● **What is being asked**
Transcribe the lines below verbatim, skipping the images.

===

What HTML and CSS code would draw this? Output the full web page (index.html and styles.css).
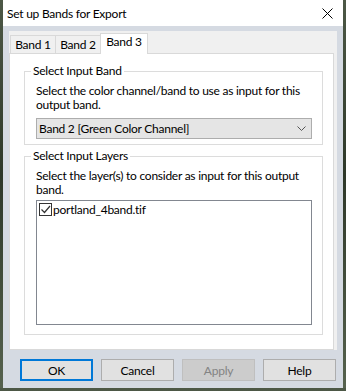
FILE: index.html
```html
<!DOCTYPE html>
<html lang="en">
  <head>
    <meta charset="UTF-8" />
    <title>Set up Bands for Export</title>
    <link rel="stylesheet" href="styles.css">
  </head>
  <body>
    <div class="window">
      <div class="titlebar">
        <span class="title">Set up Bands for Export</span>
        <svg class="close-icon" width="11" height="11" viewBox="0 0 11 11">
          <path d="M0.5 0.5L10.5 10.5M10.5 0.5L0.5 10.5" stroke="#000" stroke-width="1" fill="none" />
        </svg>
      </div>

      <div class="client">
        <div class="tabctl">
          <div class="tabs">
            <div class="tab">Band 1</div>
            <div class="tab">Band 2</div>
            <div class="tab active">Band 3</div>
          </div>

          <div class="tabpage">
            <fieldset class="group group-band">
              <legend>Select Input Band</legend>
              <p class="hint">Select the color channel/band to use as input for this output band.</p>
              <div class="combo">
                <span>Band 2 [Green Color Channel]</span>
                <svg width="9" height="5" viewBox="0 0 9 5">
                  <path d="M0.5 0.5L4.5 4.5L8.5 0.5" stroke="#555" stroke-width="1" fill="none" />
                </svg>
              </div>
            </fieldset>

            <fieldset class="group group-layers">
              <legend>Select Input Layers</legend>
              <p class="hint">Select the layer(s) to consider as input for this output band.</p>
              <div class="listbox">
                <div class="item">
                  <span class="check">
                    <svg width="11" height="11" viewBox="0 0 11 11">
                      <path d="M1.5 5.5L4.5 8.5L10 2" stroke="#333" stroke-width="1.2" fill="none" />
                    </svg>
                  </span>
                  <span>portland_4band.tif</span>
                </div>
              </div>
            </fieldset>
          </div>
        </div>

        <div class="buttons">
          <button class="btn btn-default">OK</button>
          <button class="btn">Cancel</button>
          <button class="btn" disabled>Apply</button>
          <button class="btn">Help</button>
        </div>
      </div>
    </div>
  </body>
</html>
```

FILE: styles.css
```css
body {
  margin: 0;
  background: linear-gradient(180deg, #4d5846 0%, #2e3829 45%, #56624e 100%);
  font-family: Lato, "Segoe UI", sans-serif;
  font-size: 12px;
  letter-spacing: -0.25px;
  color: #000;
}

.window {
  width: 340px;
  height: 388px;
  margin-left: 3px;
  background-color: #d5dae2;
  display: flex;
  flex-direction: column;
}

.titlebar {
  height: 26px;
  background-color: #fff;
  display: flex;
  align-items: center;
  justify-content: space-between;
  padding: 0 10px 0 4px;
}

.client {
  flex: 1;
  padding: 5px 6px 0 6px;
}

.tabctl {
  background-color: #f0f0f0;
  padding-right: 3px;
}

.tabs {
  display: flex;
  align-items: flex-end;
  height: 22px;
  padding-left: 1px;
}

.tab {
  box-sizing: border-box;
  height: 18px;
  width: 46px;
  line-height: 17px;
  text-align: center;
  border: 1px solid #d9d9d9;
  border-bottom: none;
  margin-right: -1px;
}

.tab.active {
  height: 21px;
  width: 48px;
  line-height: 16px;
  background-color: #fff;
  margin-bottom: -1px;
  position: relative;
}

.tabpage {
  box-sizing: border-box;
  height: 297px;
  background-color: #fff;
  border: 1px solid #d9d9d9;
  padding: 10px 10px 0 14px;
}

.group {
  margin: 0;
  border: 1px solid #dcdcdc;
  padding: 0 10px 5px 11px;
}

.group legend {
  padding: 0 2px;
  margin-left: -5px;
  line-height: 14px;
}

.group-layers {
  margin-top: 4px;
  padding-bottom: 9px;
}

.hint {
  margin: 6px 0 0;
  line-height: 14px;
}

.combo {
  box-sizing: border-box;
  margin-top: 6px;
  height: 21px;
  border: 1px solid #adadad;
  background-color: #e5e5e5;
  display: flex;
  align-items: center;
  justify-content: space-between;
  padding: 0 5px 0 2px;
}

.listbox {
  box-sizing: border-box;
  margin-top: 3px;
  height: 125px;
  border: 1px solid #828790;
  padding: 0 2px;
}

.item {
  display: flex;
  align-items: center;
  height: 17px;
  gap: 1px;
}

.check {
  box-sizing: border-box;
  width: 13px;
  height: 13px;
  border: 1px solid #333;
  display: flex;
  align-items: center;
  justify-content: center;
}

.buttons {
  display: flex;
  justify-content: flex-end;
  gap: 8px;
  margin-top: 9px;
  padding-right: 1px;
}

.btn {
  box-sizing: border-box;
  width: 73px;
  height: 22px;
  border: 1px solid #adadad;
  background-color: #e1e1e1;
  font-family: inherit;
  font-size: 12px;
  letter-spacing: inherit;
  color: #000;
  padding: 0;
}

.btn-default {
  border: 2px solid #0078d7;
}

.btn:disabled {
  background-color: #cccccc;
  border-color: #bfbfbf;
  color: #838383;
}
```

===

● **Exercise result**
What HTML and CSS code would draw this? Output the full web page (index.html and styles.css).
FILE: index.html
```html
<!DOCTYPE html>
<html lang="en">
  <head>
    <meta charset="UTF-8" />
    <title>Set up Bands for Export</title>
    <link rel="stylesheet" href="styles.css">
  </head>
  <body>
    <div class="window">
      <div class="titlebar">
        <span class="title">Set up Bands for Export</span>
        <svg class="close-icon" width="11" height="11" viewBox="0 0 11 11">
          <path d="M0.5 0.5L10.5 10.5M10.5 0.5L0.5 10.5" stroke="#000" stroke-width="1" fill="none" />
        </svg>
      </div>

      <div class="client">
        <div class="tabctl">
          <div class="tabs">
            <div class="tab">Band 1</div>
            <div class="tab">Band 2</div>
            <div class="tab active">Band 3</div>
          </div>

          <div class="tabpage">
            <fieldset class="group group-band">
              <legend>Select Input Band</legend>
              <p class="hint">Select the color channel/band to use as input for this output band.</p>
              <div class="combo">
                <span>Band 2 [Green Color Channel]</span>
                <svg width="9" height="5" viewBox="0 0 9 5">
                  <path d="M0.5 0.5L4.5 4.5L8.5 0.5" stroke="#555" stroke-width="1" fill="none" />
                </svg>
              </div>
            </fieldset>

            <fieldset class="group group-layers">
              <legend>Select Input Layers</legend>
              <p class="hint">Select the layer(s) to consider as input for this output band.</p>
              <div class="listbox">
                <div class="item">
                  <span class="check">
                    <svg width="11" height="11" viewBox="0 0 11 11">
                      <path d="M1.5 5.5L4.5 8.5L10 2" stroke="#333" stroke-width="1.2" fill="none" />
                    </svg>
                  </span>
                  <span>portland_4band.tif</span>
                </div>
              </div>
            </fieldset>
          </div>
        </div>

        <div class="buttons">
          <button class="btn btn-default">OK</button>
          <button class="btn">Cancel</button>
          <button class="btn" disabled>Apply</button>
          <button class="btn">Help</button>
        </div>
      </div>
    </div>
  </body>
</html>
```

FILE: styles.css
```css
body {
  margin: 0;
  background: linear-gradient(180deg, #4d5846 0%, #2e3829 45%, #56624e 100%);
  font-family: Lato, "Segoe UI", sans-serif;
  font-size: 12px;
  letter-spacing: -0.25px;
  color: #000;
}

.window {
  width: 340px;
  height: 388px;
  margin-left: 3px;
  background-color: #d5dae2;
  display: flex;
  flex-direction: column;
}

.titlebar {
  height: 26px;
  background-color: #fff;
  display: flex;
  align-items: center;
  justify-content: space-between;
  padding: 0 10px 0 4px;
}

.client {
  flex: 1;
  padding: 5px 6px 0 6px;
}

.tabctl {
  background-color: #f0f0f0;
  padding-right: 3px;
}

.tabs {
  display: flex;
  align-items: flex-end;
  height: 22px;
  padding-left: 1px;
}

.tab {
  box-sizing: border-box;
  height: 18px;
  width: 46px;
  line-height: 17px;
  text-align: center;
  border: 1px solid #d9d9d9;
  border-bottom: none;
  margin-right: -1px;
}

.tab.active {
  height: 21px;
  width: 48px;
  line-height: 16px;
  background-color: #fff;
  margin-bottom: -1px;
  position: relative;
}

.tabpage {
  box-sizing: border-box;
  height: 297px;
  background-color: #fff;
  border: 1px solid #d9d9d9;
  padding: 10px 10px 0 14px;
}

.group {
  margin: 0;
  border: 1px solid #dcdcdc;
  padding: 0 10px 5px 11px;
}

.group legend {
  padding: 0 2px;
  margin-left: -5px;
  line-height: 14px;
}

.group-layers {
  margin-top: 4px;
  padding-bottom: 9px;
}

.hint {
  margin: 6px 0 0;
  line-height: 14px;
}

.combo {
  box-sizing: border-box;
  margin-top: 6px;
  height: 21px;
  border: 1px solid #adadad;
  background-color: #e5e5e5;
  display: flex;
  align-items: center;
  justify-content: space-between;
  padding: 0 5px 0 2px;
}

.listbox {
  box-sizing: border-box;
  margin-top: 3px;
  height: 125px;
  border: 1px solid #828790;
  padding: 0 2px;
}

.item {
  display: flex;
  align-items: center;
  height: 17px;
  gap: 1px;
}

.check {
  box-sizing: border-box;
  width: 13px;
  height: 13px;
  border: 1px solid #333;
  display: flex;
  align-items: center;
  justify-content: center;
}

.buttons {
  display: flex;
  justify-content: flex-end;
  gap: 8px;
  margin-top: 9px;
  padding-right: 1px;
}

.btn {
  box-sizing: border-box;
  width: 73px;
  height: 22px;
  border: 1px solid #adadad;
  background-color: #e1e1e1;
  font-family: inherit;
  font-size: 12px;
  letter-spacing: inherit;
  color: #000;
  padding: 0;
}

.btn-default {
  border: 2px solid #0078d7;
}

.btn:disabled {
  background-color: #cccccc;
  border-color: #bfbfbf;
  color: #838383;
}
```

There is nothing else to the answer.